Q: And on a separate subject, Senator McCain commented I believe today about the Republican Senate's handling of nominations. And he said that the reason why they're handling it so slowly is retribution for Senate Democrats -- I guess when they invoked the nuclear option in the last Congress. So I'm wondering if you had any response to what Senator McCain had to say about that.

MR. EARNEST: I hadn't seen those comments. I think what I will just say is that Loretta Lynch is an eminently qualified nominee. She will be an excellent Attorney General. Republicans have delayed her nomination for far too long, and we're hoping that they will change their behavior soon -- hopefully as soon as the next 72 hours.

Mark, I'll give you the last one.

Q: Thanks. On the Everglades trip, does the President risk undermining his message when he flies to the Everglades on a 747 hundreds of miles to make a statement about climate change? (Laughter.)

Q: He could drive. (Laughter.)

MR. EARNEST: It's a provocative question.

Q: Take a van.

MR. EARNEST: But, no, he doesn't. The President believes that there are important changes that we can make to reduce carbon pollution in this country, and we can do it in a way that will be good for our economy. That is precisely the case that the President will be making at the Everglades. And he's looking forward to the trip.

Q: Does he try to minimize the carbon footprint that he leaves whenever he goes anywhere?

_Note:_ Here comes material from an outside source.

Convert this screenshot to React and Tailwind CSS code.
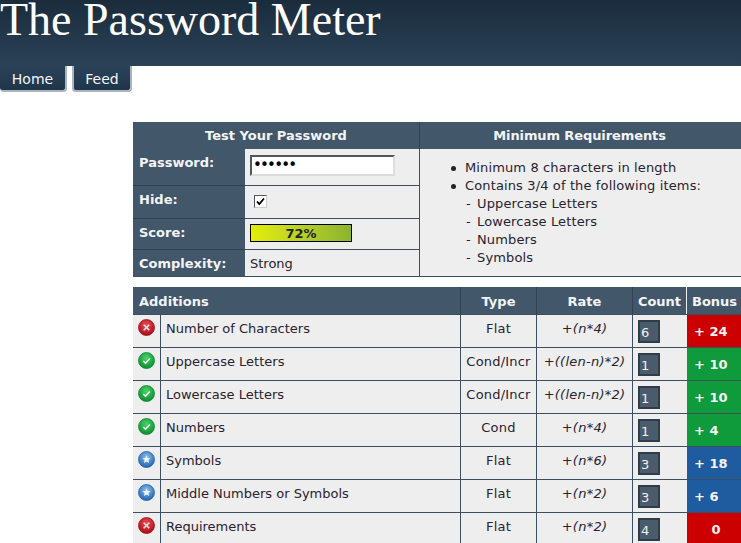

MR. EARNEST: Well, obviously, the Department of Defense and the Presidential Airlift Group at the United States Air Force is responsible for the President's transportation. So you can talk to them about any steps that they may have taken.

I can say as a general matter that the Department of Defense has acknowledged that climate change does pose a national security threat to the United States. And there are a lot of practices that the Department of Defense has taken to try to reduce their carbon footprint. I don't know how that intersects with the use of Air Force One, but you could check with the Air Force on that.

All right? Thanks, everybody. Have a good Monday.